On the other hand, the one thing that doesn’t need any upgrading or changing, is the dash clock. Despite Bentley fully embracing the mystical art of modern technology, it’s nice to see that they’ve stuck by their more traditional roots. The most obvious tell-tale aspect of this is the Breitling dash clock, echoing a long partnership between Bentley and Breitling. It’s not a highly complicated mechanical timepiece or anything – it’s quartz – but it’s still a really nice clock.

Luxurious, Comfortable, But Still (Somewhat) Practical

From a utilitarian and practicality perspective, if anyone’s curious about what a Bentley Continental GT is like to live with day-to-day (besides its comfort, luxury, and refinement features; which get an automatic 10/10 from me), it’s been a bit of a mixed bag. Up in the front, there’s a split armrest, which supports my arms on a long drive well enough. Aside from this, they also open up individually to reveal a bit of storage space inside. Although, it’s not really that big, so it’s only really suitable for slim, long things, such as pens or loose pennies.
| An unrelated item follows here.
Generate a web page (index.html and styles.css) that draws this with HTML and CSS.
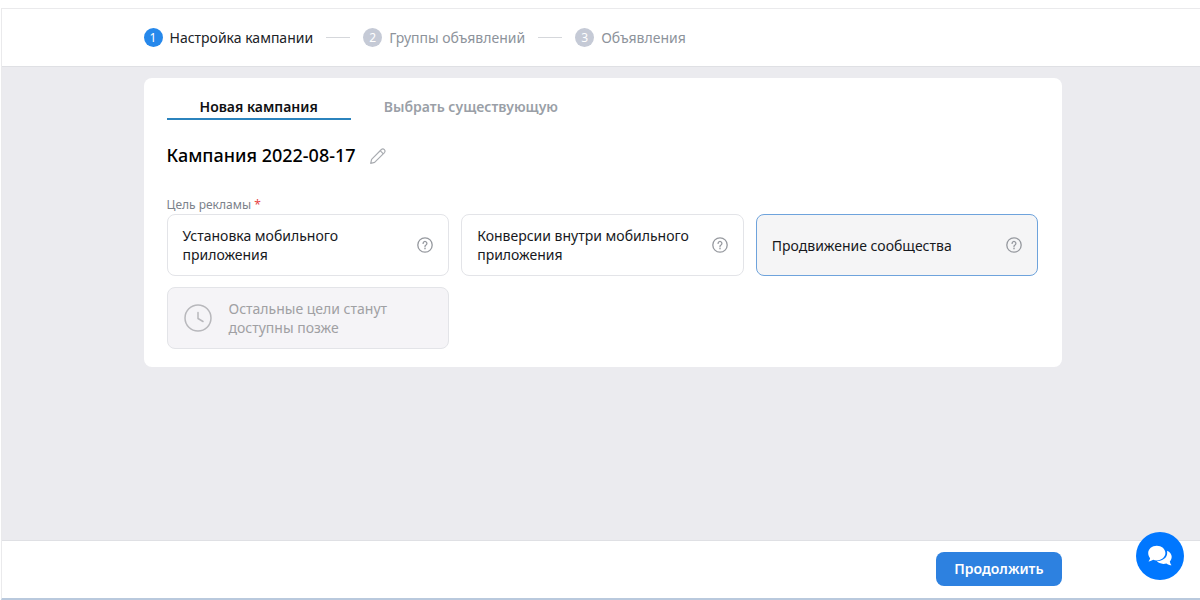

Close by, there’s the Continental GT’s cupholders, which are perfectly usable. Additionally, there are some door bins, which are big enough for keeping things such as paperwork, booklets, maps, and smaller items, though it’s not big enough to slide in water bottles. Another pretty nice touch is the automatic dimming rear-view mirrors and wing mirrors, as they darken to stop glare from high beams – an underappreciated and most welcomed bit of kit for nighttime driving.

Oh, and the Continental GT does have some rear seats (it’s more of a 2+2 rather than a 2-seater), but it’s really only there for emergencies. I can’t really see anyone using those rear seats on a daily basis (maybe for kids, perhaps?), as they’re quite small and useless for adults to be comfortable in for any more than a short drive. Still, I’m quite impressed that Bentley continued to take some time to put in all that attention to detail and quality craftsmanship for the rear seats too, given that most people will probably never get to use them. Overall, I’m pretty happy thus far, so I’ll keep you all updated as I spend more time with the Continental GT.